Problem details:
Reproduce the material below line by line, beginning with its first line and ending with the line that contains "import React from"; leave out pictures.

Collected material:
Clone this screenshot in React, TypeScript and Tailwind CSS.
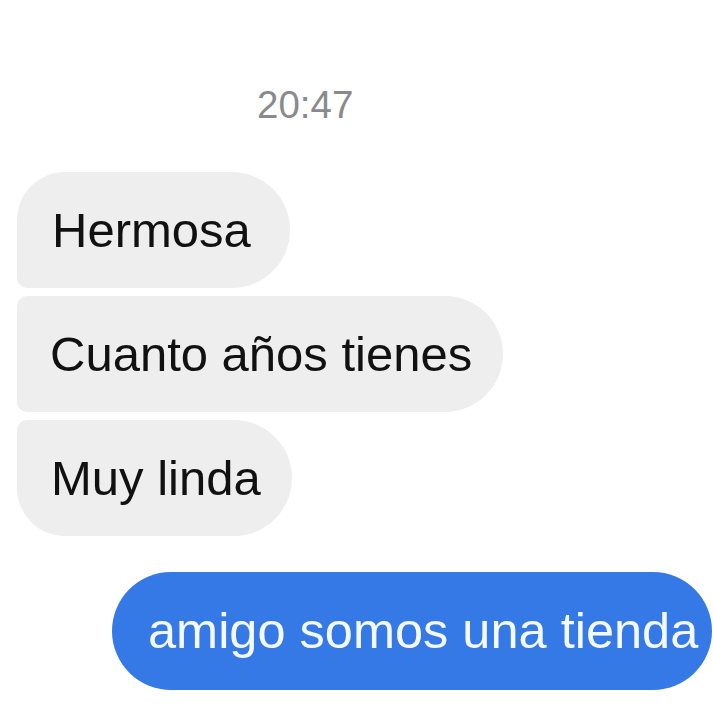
import React from "react";

export default function App() {
  const font = { fontFamily: '"Liberation Sans", Arial, sans-serif' };
  return (
    <div
      className="w-[713px] h-[713px] bg-white flex flex-col overflow-hidden"
      style={font}
    >
      <div className="mt-[86px] h-[38px] pl-[257px] text-[38.5px] leading-none text-[#8a8a8e]">
        20:47
      </div>
      <div className="mt-[48px] pl-[17px] flex flex-col items-start gap-[8px]">
        <div className="h-[116px] w-[273px] flex items-center pl-[35px] bg-[#eeeeee] text-[#111111] text-[49px] leading-none rounded-tl-[48px] rounded-tr-[58px] rounded-br-[58px] rounded-bl-[10px]">
          Hermosa
        </div>
        <div className="h-[116px] w-[486px] flex items-center pl-[33px] bg-[#eeeeee] text-[#111111] text-[49px] leading-none rounded-tl-[10px] rounded-tr-[58px] rounded-br-[58px] rounded-bl-[10px]">
          Cuanto años tienes
        </div>
        <div className="h-[116px] w-[275px] flex items-center pl-[34px] bg-[#eeeeee] text-[#111111] text-[49px] leading-none rounded-tl-[10px] rounded-tr-[58px] rounded-br-[58px] rounded-bl-[48px]">
          Muy linda
        </div>
      </div>
      <div className="mt-[36px] pr-[1px] flex justify-end">
        <div className="h-[118px] w-[600px] flex items-center pl-[36px] bg-[#3579e6] text-[#f4f8ff] text-[50.5px] leading-none rounded-full">
          amigo somos una tienda
        </div>
      </div>
    </div>
  );
}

Task answer:
Clone this screenshot in React, TypeScript and Tailwind CSS.
import React from "react";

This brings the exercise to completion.